Observer-based adaptive control for uncertain nonholonomic systems subject to time-varying function constraints on states Observer-based adaptive control for uncertain nonholonomic systems

• Published in: Nonlinear dynamics Vol. 113; no. 9; pp. 10175 - 10190
• Main Authors: Yang, Jing, Wu, Yuqiang
• Format: Journal Article
• Language: English
• Published: Dordrecht Springer Netherlands 01.05.2025
• Subjects: Applications of Nonlinear Dynamics and Chaos Theory; Classical Mechanics; Control; Dynamical Systems; Physics; Physics and Astronomy; Statistical Physics and Dynamical Systems; Vibration; Barrier Lyapunov function (BLF); Function constraints on states; Input saturation; Nonholonomic systems
• ISSN: 0924-090X; 1573-269X
• DOI: 10.1007/s11071-024-10790-w

This work investigates the stability issues of nonholonomic systems with dynamic uncertainty, input saturation, and state constraints. In contrast to previous research, a radical-type Lyapunov function and the L function are employed to address the symmetric time-varying function constraints on states, in which the constrained boundary depends on the partial states of the system in addition to being time dependent.
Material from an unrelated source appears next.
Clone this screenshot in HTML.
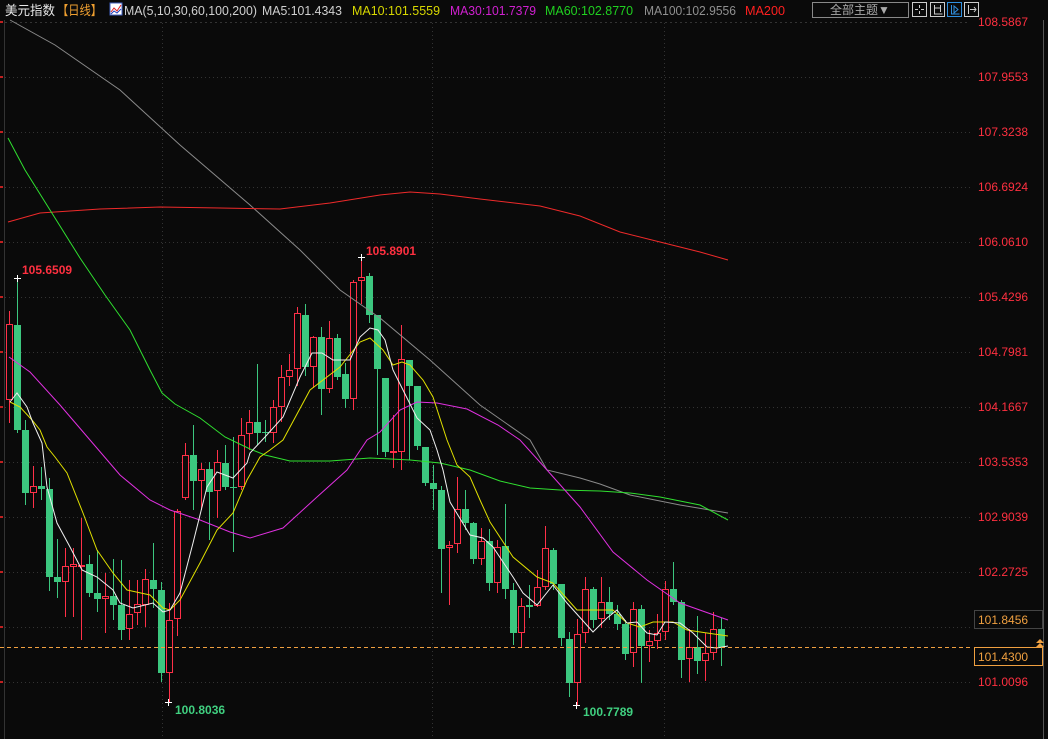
<!DOCTYPE html>
<html><head><meta charset="utf-8">
<style>
html,body{margin:0;padding:0;background:#0a0a0a;width:1048px;height:739px;overflow:hidden}
svg{display:block}
text{font-family:"Liberation Sans","Noto Sans CJK SC",sans-serif}
</style></head>
<body>
<svg id="s" width="1048" height="739" viewBox="0 0 1048 739" xmlns="http://www.w3.org/2000/svg">
<rect width="1048" height="739" fill="#0a0a0a"/>
<!-- header -->
<text x="5" y="15" font-size="13" fill="#e8e8e8" textLength="50" lengthAdjust="spacingAndGlyphs">美元指数</text>
<text x="57" y="15" font-size="13" fill="#f0a030" textLength="45" lengthAdjust="spacingAndGlyphs">【日线】</text>
<rect x="110" y="3" width="12" height="12" fill="#fff" stroke="#4060c0"/>
<polyline points="111,12 114,8 117,11 121,5" fill="none" stroke="#e02020" stroke-width="1"/>
<polyline points="111,14 114,11 117,13 121,9" fill="none" stroke="#2040c0" stroke-width="1"/>
<text x="124" y="15" font-size="13" fill="#d0d0d0" textLength="133" lengthAdjust="spacingAndGlyphs">MA(5,10,30,60,100,200)</text>
<text x="262" y="15" font-size="13" fill="#d0d0d0" textLength="80" lengthAdjust="spacingAndGlyphs">MA5:101.4343</text>
<text x="352" y="15" font-size="13" fill="#d8d800" textLength="88" lengthAdjust="spacingAndGlyphs">MA10:101.5559</text>
<text x="450" y="15" font-size="13" fill="#d020d0" textLength="86" lengthAdjust="spacingAndGlyphs">MA30:101.7379</text>
<text x="545" y="15" font-size="13" fill="#20d020" textLength="88" lengthAdjust="spacingAndGlyphs">MA60:102.8770</text>
<text x="644" y="15" font-size="13" fill="#909090" textLength="92" lengthAdjust="spacingAndGlyphs">MA100:102.9556</text>
<text x="745" y="15" font-size="13" fill="#ff2020" textLength="40" lengthAdjust="spacingAndGlyphs">MA200</text>
<rect x="812.5" y="2.5" width="96" height="15" fill="none" stroke="#888"/>
<text x="830" y="14" font-size="12" fill="#aaa">全部主题▼</text>
<g fill="none" stroke="#ccc">
<rect x="912.5" y="2.5" width="14" height="14"/>
<rect x="930.5" y="2.5" width="14" height="14"/>
<rect x="947.5" y="2.5" width="14" height="14" stroke="#3090e0"/>
<rect x="964.5" y="2.5" width="14" height="14"/>
<path d="M919.5 5v3M919.5 11v3M915 9.5h3M921 9.5h3"/>
<path d="M934.5 5v9h8M940.5 5v7M934.5 8h6"/>
<path d="M951.5 5v9h8M954 6l4 3.5-4 3.5z" stroke="#3090e0"/>
<path d="M968.5 5v9M970 9.5h6M974 7l2 2.5-2 2.5"/>
</g>
<line x1="0" y1="22.5" x2="970" y2="22.5" stroke="#333" stroke-dasharray="2,3"/>
<line x1="1043.5" y1="20" x2="1043.5" y2="739" stroke="#555"/>
<line x1="4.5" y1="20" x2="4.5" y2="739" stroke="#333"/>
<g id="grid" stroke="#333" stroke-dasharray="1,3"></g>
<g id="axis"></g>
<g id="candles"></g>
<g fill="none" stroke-width="1">
<polyline stroke="#8a8a8a" points="10,20 55,45 120,90 180,145 250,205 300,250 340,290 380,318 430,360 480,405 530,440 547,470 580,478 600,484 630,495 680,505 728,513"/>
<polyline stroke="#ee2a2a" points="8,222 40,213 100,209 160,207 220,208 280,209 330,203 380,195 410,192 440,194 480,199 540,206 580,216 620,232 660,242 700,252 728,260"/>
<polyline stroke="#30e030" points="8,138 25,170 50,210 80,258 105,295 130,330 150,370 162,393 175,404 200,418 225,437 250,449 265,455 290,461 330,461 370,458 410,460 440,463 470,470 500,481 530,488 560,490 600,491 630,493 660,497 700,505 728,520"/>
<polyline stroke="#e030e0" points="9,357 30,372 60,405 90,440 120,475 150,500 170,510 200,520 230,532 250,538 283,528 317,497 347,470 367,440 380,432 400,410 417,402 437,403 467,409 498,425 520,440 547,470 563,488 580,507 613,552 647,580 680,603 728,620"/>
<polyline stroke="#e0e000" points="10,402 20,407 32,420 40,430 47,447 55,457 67,473 83,513 97,550 113,573 127,590 150,595 163,608 170,610 180,600 200,563 217,530 233,513 247,480 260,457 270,450 283,440 310,390 340,367 360,342 370,338 383,350 393,365 402,362 410,365 423,380 433,397 447,440 457,465 470,477 480,500 490,522 513,557 537,577 553,583 577,610 613,610 627,623 640,627 653,622 673,622 687,630 707,633 728,636"/>
<polyline stroke="#f0f0f0" points="10,402 17,393 27,407 33,423 42,443 47,487 57,523 70,547 82,570 97,577 113,590 120,603 133,608 153,603 163,612 170,610 180,593 193,543 207,487 217,472 233,478 247,463 250,453 265,437 283,417 300,377 312,353 322,353 333,360 350,360 360,337 370,328 378,330 385,340 393,370 403,390 417,418 430,430 437,450 443,470 450,502 470,535 483,538 493,547 513,577 523,593 537,605 553,585 567,603 593,632 607,618 617,610 627,623 637,622 647,633 657,635 665,622 680,623 693,633 707,647 717,648 728,646"/>
</g>
<line x1="0" y1="647.5" x2="970" y2="647.5" stroke="#f0a040" stroke-dasharray="4,3"/>
<!-- annotations -->
<g font-size="12" font-weight="bold">
<text x="22" y="274" fill="#ff3040">105.6509</text>
<text x="366" y="255" fill="#ff3040">105.8901</text>
<text x="175" y="714" fill="#40d080">100.8036</text>
<text x="583" y="716" fill="#40d080">100.7789</text>
</g>
<g stroke="#fff">
<path d="M14 278.5h7M17.5 275v7"/>
<path d="M358 257.5h7M361.5 254v7"/>
<path d="M165 702.5h7M168.5 699v7"/>
<path d="M573 705.5h7M576.5 702v7"/>
</g>
<!-- right labels -->
<rect x="974.5" y="610.5" width="68" height="18" fill="#0a0a0a" stroke="#444"/>
<text x="978" y="624" font-size="12" fill="#f0a040">101.8456</text>
<rect x="974.5" y="647.5" width="68" height="18" fill="#0a0a0a" stroke="#f0a040"/>
<text x="978" y="661" font-size="12" fill="#f0a040">101.4300</text>
<path d="M1036 643h8l-4-4zM1036 647h8l-4-4z" fill="#f0a040"/>
</svg>
<script>
var NS="http://www.w3.org/2000/svg";
function el(p,t,a,txt){var e=document.createElementNS(NS,t);for(var k in a)e.setAttribute(k,a[k]);if(txt)e.textContent=txt;p.appendChild(e);return e;}
var ys=[22,77,132,187,242,297,352,407,462,517,572,627,682];
var vs=["108.5867","107.9553","107.3238","106.6924","106.0610","105.4296","104.7981","104.1667","103.5353","102.9039","102.2725","101.6410","101.0096"];
var g=document.getElementById("grid"),ax=document.getElementById("axis");
ys.forEach(function(y,i){
 if(i>0)el(g,"line",{x1:5,y1:y+0.5,x2:970,y2:y+0.5});
 el(ax,"rect",{x:0,y:y-1,width:3,height:2,fill:"#c02020"});
 if(i!=11)el(ax,"text",{x:978,y:y+4,"font-size":12,fill:"#ff3040"},vs[i]);
});
[162,432,664].forEach(function(x){el(g,"line",{x1:x+0.5,y1:23,x2:x+0.5,y2:739});});
var C=[
[0,'r',324,400,311,423],[1,'g',325,430,278,433],[2,'g',430,493,420,505],[3,'r',486,493,466,508],[4,'g',486,489,467,500],
[5,'g',489,577,478,591],[6,'g',577,582,539,598],[7,'r',566,582,548,617],[8,'r',564,567,548,617],[9,'r',565,567,518,640],
[10,'g',564,593,555,597],[11,'g',593,599,550,612],[12,'r',596,599,573,633],[13,'g',596,605,559,620],[14,'g',605,630,560,640],
[15,'r',614,629,580,640],[16,'r',604,613,580,625],[17,'r',579,605,569,627],[18,'g',580,589,543,608],[19,'g',590,673,582,682],
[20,'r',620,673,603,702],[21,'r',511,619,509,636],[22,'r',455,498,443,500],[23,'g',455,481,425,510],[24,'r',469,481,463,510],
[25,'g',469,492,462,540],[26,'r',462,491,450,518],[27,'g',463,487,445,490],[28,'g',487,488,437,552],[29,'r',435,487,418,490],
[30,'r',422,434,410,450],[31,'g',422,433,364,445],[32,'g',432,433,420,442],[33,'r',407,433,400,443],[34,'r',377,407,365,422],
[35,'r',370,377,354,386],[36,'r',313,369,307,386],[37,'g',315,367,304,376],[38,'r',337,367,336,388],[39,'g',337,389,327,415],
[40,'r',338,389,321,393],[41,'g',338,377,334,380],[42,'g',374,399,363,408],[43,'r',282,399,280,410],[44,'r',277,281,257,304],
[45,'g',276,315,273,323],[46,'g',315,369,315,455],[47,'g',378,452,378,457],[48,'r',451,453,415,468],[49,'r',359,452,325,470],
[50,'g',360,386,360,460],[51,'g',386,446,386,450],[52,'g',447,483,447,486],[53,'g',483,489,465,510],[54,'g',490,549,486,593],
[55,'r',545,548,541,605],[56,'r',509,544,477,553],[57,'g',509,523,490,530],[58,'g',523,559,522,564],[59,'r',541,559,528,565],
[60,'g',541,583,529,591],[61,'r',547,583,540,593],[62,'g',546,589,504,599],[63,'g',590,633,583,645],[64,'r',606,633,598,648],
[65,'g',605,607,585,618],[66,'r',587,606,570,607],[67,'r',548,587,526,590],[68,'g',550,584,548,590],[69,'g',584,638,584,646],
[70,'g',639,683,632,697],[71,'r',634,683,619,705],[72,'r',589,633,577,643],[73,'g',589,620,587,628],[74,'r',602,619,577,628],
[75,'g',602,614,587,620],[76,'g',614,624,605,630],[77,'g',624,654,620,660],[78,'r',609,653,602,667],[79,'g',609,646,605,683],
[80,'r',641,646,630,662],[81,'r',633,641,614,649],[82,'r',589,632,581,640],[83,'g',589,602,562,605],[84,'g',602,660,600,678],
[85,'r',647,659,629,682],[86,'g',647,661,616,674],[87,'r',653,661,633,681],[88,'r',629,653,612,660],[89,'g',629,647,618,666]
];
var cg=document.getElementById("candles");
C.forEach(function(c){
 var x=9+8*c[0],red=c[1]=='r',col=red?'#ff3048':'#3cc77f';
 el(cg,"line",{x1:x+0.5,y1:c[4],x2:x+0.5,y2:c[5],stroke:col});
 var h=Math.max(c[3]-c[2],1);
 if(red)el(cg,"rect",{x:x-2.5,y:c[2]+0.5,width:6,height:Math.max(h-1,1),fill:"#0a0a0a",stroke:col});
 else el(cg,"rect",{x:x-3,y:c[2],width:7,height:h,fill:col});
});
</script>
</body></html>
To mitigate the effects of input saturation, a new auxiliary system is being introduced. Coordinate transformation is an excellent tool to manipulate the influence of the unknown control coefficients. An adaptive stability control approach based on output feedback is proposed to guarantee the stability of the closed-loop system without going against the symmetric time-varying state function requirements by building a switching control strategy. Simulation examples are given to prove the effectiveness of the proposed control scheme.